Im März 1700 gestand die Frau des Michael Taschler aus Postrum, nachdem sie in der Burg Eberau gefoltert worden war, dass sie am Tod mehrerer Personen schuldig sei. Weiters gestand sie, dass sie das Brandmal des Teufels trage, dass sie das Herz eines Mädchens namens Panna herausgeschnitten und gegessen habe, dass sie eine Frau Horvath mit teuflischer Kunst erwürgt habe und dass sie ihre Praktiken seit zwei Jahren mithilfe des Satans ausübe. Der Satan der Frau Taschler habe „Hanzli“ geheißen. Gemeinsam mit anderen Frauen habe sie im Weinberg Hexensabbate durchgeführt. Frau Taschler wurde zum Tode verurteilt.
Eine Mitanklage bei diesem Hexenprozess war unter anderem die Frau des Eberauer Fleischhauers Lendli. Ihre hexische Fähigkeit bestand laut Protokoll vor allem darin, Steinhagel herbeizurufen können.
Eberau war eine Herrschaft mit „Beilrecht“, daher wurde das Urteil in vielen Fällen in der Marktgemeinde vollzogen. 1716 wurden drei Personen geköpft, danach ihre Körper auf dem Scheiterhaufen verbrannt.

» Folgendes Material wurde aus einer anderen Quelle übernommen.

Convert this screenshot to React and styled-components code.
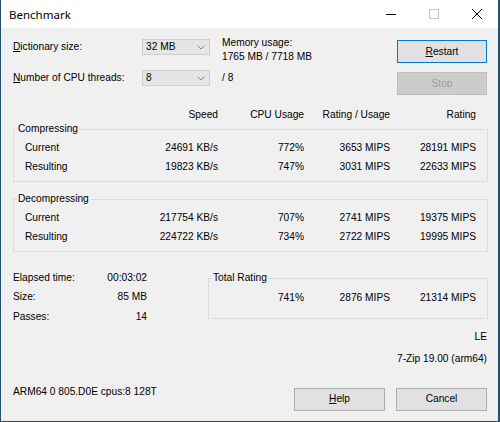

Im Jahre 1719 wurden die Witwe des Stefan Nagy und auch zwei Männer – Andreas Rosner und Anton Dersanits – wegen Hexerei hingerichtet.
Unter den männlichen „Hexen“, die gelegentlich das Schicksal der angeklagten Frauen teilen mussten, befanden sich laut Maria Kiss eine „beträchtliche Anzahl von Hirten, denen man ihr in der Tierheilung erworbenes empirisches Wissen zur Last legte“. Sie waren weise wie sonst nur die „weisen Frauen“.
Erst eine Verordnung aus dem Jahre 1768 beendete die Hexenprozesse endgültig.